Can poinsettias kill you?
There’s a long-standing rumor about the red-and-green flowers traditionally associated with Christmas being deadly if eaten.
Janna Day, a nurse and the education and outreach manager at the Iowa Poison Control Center, says that’s simply an urban legend that is not true.
“Unfortunately, poinsettias have really gotten a bad reputation over the years, and a lot of folks think that they are poisonous and that they could hurt you or even kill you,” Day says, “but what we have found is that really they’re not as toxic as maybe we once thought.”
One study found that a child would have to eat as many as 500 poinsettia leaves to become poisoned. Aside from that, Day says the leaves taste terrible so no one would likely ever eat a lethal dose of them. They’re a lovely plant, she says, and they shouldn’t concern you.
“Swallowing some of the leaves could cause some mild stomach upset and make you not feel great, but you would have to ingest a lot of the leaves to really get quite ill,” Day says. “We feel like it’s okay to have those poinsettias in your home, and give them to your family members who are in the nursing homes, and those types of things. They are really quite low risk.”
Sometimes dogs, cats and other pets will nibble the leaves of houseplants, or even chew them down to the stem, so are these decorative flowers a risk to Fido and Fluffy?
“Were not as concerned with the poinsettias and poinsettia leaves with pets,” Day says. “They could cause some upset stomach, but it would take quite a lot of the leaves to make that pet ill.” Other plants that may appear in your house during the year-end holidays could pose a more significant threat.
Day says to take care with holly berries and mistletoe as they -can- be poisonous. If you have a question or concern, call the Sioux City-based Iowa Poison Control Center anytime at 1-800-222-1222.

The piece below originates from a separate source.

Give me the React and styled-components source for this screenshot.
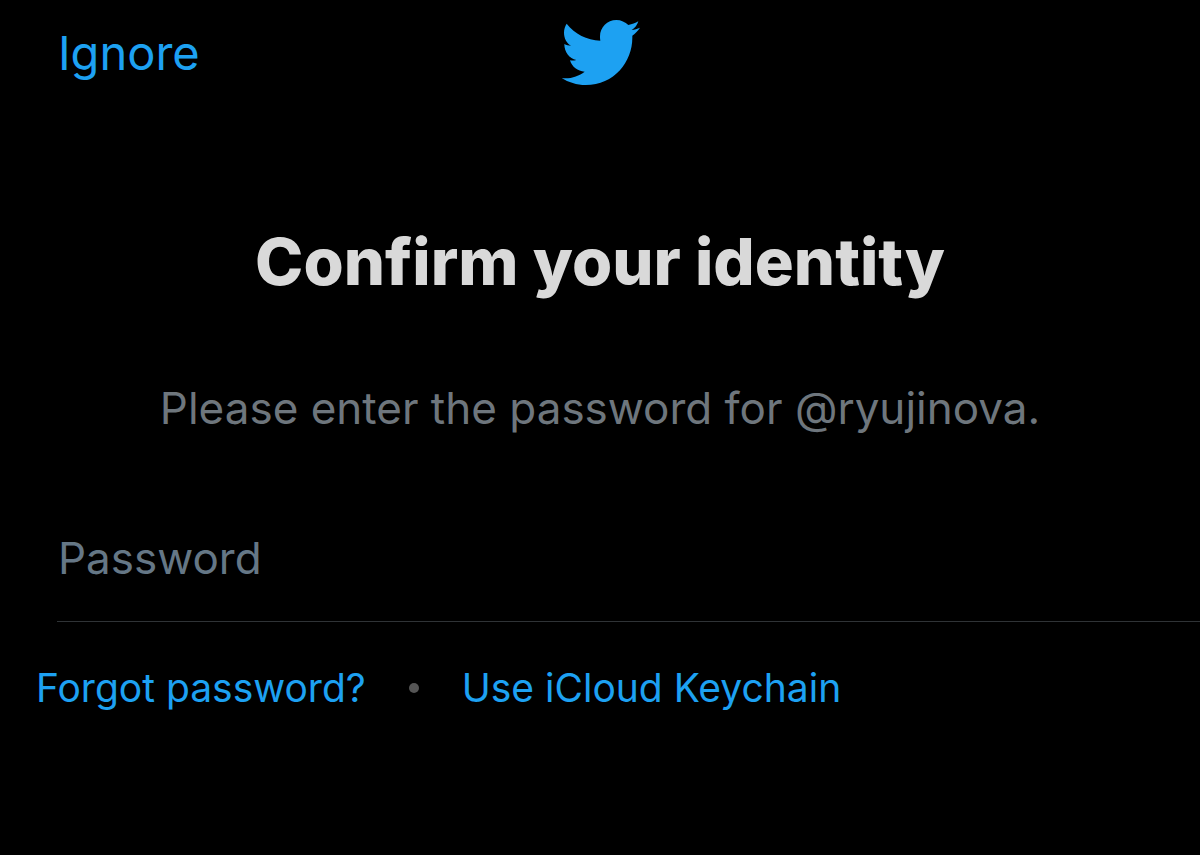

The poinsettia is native to Mexico and dates back centuries to when the Aztecs cultivated them to be more like trees that grew to be ten feet high. Seventeenth-century Franciscan priests in Mexico used poinsettias in nativity processions, the first recorded use for a Christmas celebration, though they weren’t called poinsettias then. That didn’t come until Joel Robert Poinsette introduced the plant to the U.S. in 1825 while he was the U.S. Ambassador to Mexico. The plants were later named to honor him.